General Motors Corp. wants a bigger piece of rapidly growing markets in the Asia-Pacific region and will strongly promote cooperation with its three Japanese partners, a top GM executive said Monday in Tokyo.

Richard Wagoner, chairman and chief executive officer of GM, said the combined share of GM, Isuzu Motors Ltd., Suzuki Motor Corp. and Fuji Heavy Industries Ltd. in the region has reached 17 percent.

“We are right forward to be higher than 17 percent,” he told a joint news conference with the Japanese partners, two days before the Tokyo Motor Show opens to the media.

“That’s frankly easier said than done because markets are growing so fast in a number of countries that we really have to hustle to get the right kind of capacity and products and distribution.”

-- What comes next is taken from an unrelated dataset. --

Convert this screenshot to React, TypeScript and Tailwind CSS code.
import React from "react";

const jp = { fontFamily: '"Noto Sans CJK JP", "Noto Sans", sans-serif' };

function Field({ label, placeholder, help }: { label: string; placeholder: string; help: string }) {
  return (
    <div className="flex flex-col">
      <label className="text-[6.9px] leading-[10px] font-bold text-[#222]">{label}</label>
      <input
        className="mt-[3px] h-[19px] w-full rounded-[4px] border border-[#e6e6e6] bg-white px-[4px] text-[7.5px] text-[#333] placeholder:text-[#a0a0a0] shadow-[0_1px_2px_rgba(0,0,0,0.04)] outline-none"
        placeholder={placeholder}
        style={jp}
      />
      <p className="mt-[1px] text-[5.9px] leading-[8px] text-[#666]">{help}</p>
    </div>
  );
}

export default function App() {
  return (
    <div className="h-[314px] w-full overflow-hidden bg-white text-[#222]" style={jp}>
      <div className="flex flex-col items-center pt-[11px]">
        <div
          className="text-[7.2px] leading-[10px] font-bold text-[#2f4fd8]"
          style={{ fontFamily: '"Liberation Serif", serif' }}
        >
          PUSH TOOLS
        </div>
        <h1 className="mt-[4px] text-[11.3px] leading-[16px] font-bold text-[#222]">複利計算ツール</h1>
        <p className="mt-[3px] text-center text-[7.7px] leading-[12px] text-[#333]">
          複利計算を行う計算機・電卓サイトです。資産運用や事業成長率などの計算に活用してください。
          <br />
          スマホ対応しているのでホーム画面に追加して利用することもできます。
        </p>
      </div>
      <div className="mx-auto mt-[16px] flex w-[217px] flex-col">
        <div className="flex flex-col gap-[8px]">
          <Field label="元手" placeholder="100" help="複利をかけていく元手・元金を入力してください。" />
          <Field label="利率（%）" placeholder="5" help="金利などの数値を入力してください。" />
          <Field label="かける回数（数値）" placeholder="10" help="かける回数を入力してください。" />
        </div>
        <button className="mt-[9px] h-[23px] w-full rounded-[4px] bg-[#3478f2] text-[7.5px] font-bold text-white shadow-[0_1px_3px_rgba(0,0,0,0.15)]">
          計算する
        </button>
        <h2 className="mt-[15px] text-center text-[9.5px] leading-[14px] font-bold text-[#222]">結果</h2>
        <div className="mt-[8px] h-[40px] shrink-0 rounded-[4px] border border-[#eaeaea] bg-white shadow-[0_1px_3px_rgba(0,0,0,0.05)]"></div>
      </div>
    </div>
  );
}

GM formed a capital alliance with truck maker Isuzu in 1971, minicar maker Suzuki in 1981 and Fuji Heavy, which makes Subarus, in 1999.

As a recent synergy effect of the alliances, Wagoner said the number of auto parts that the four companies are collectively purchasing in the Asia-Pacific region this year has grown by more than 30 percent over the previous year, generating annual purchasing savings of about 10 percent.

The joint purchase volume in 2004 is expected to top $250 million, according to GM.

To increase GM’s presence in Japan, Wagoner said the firm will reinforce sales of its vehicles through Suzuki and Fuji Heavy.

“We have struggled in growing the kind of sales we would like to see in the domestic market here,” he said. “It makes sense to take advantage of the capabilities of our partners.”

Suzuki will start selling an additional three models next year under the Chevrolet brand in Japan. The firm is currently marketing two Chevrolet models. Fuji Heavy is expected to set up more showrooms for Saab vehicles, Wagoner said. The Chevrolet and Saab brands belong to the GM group.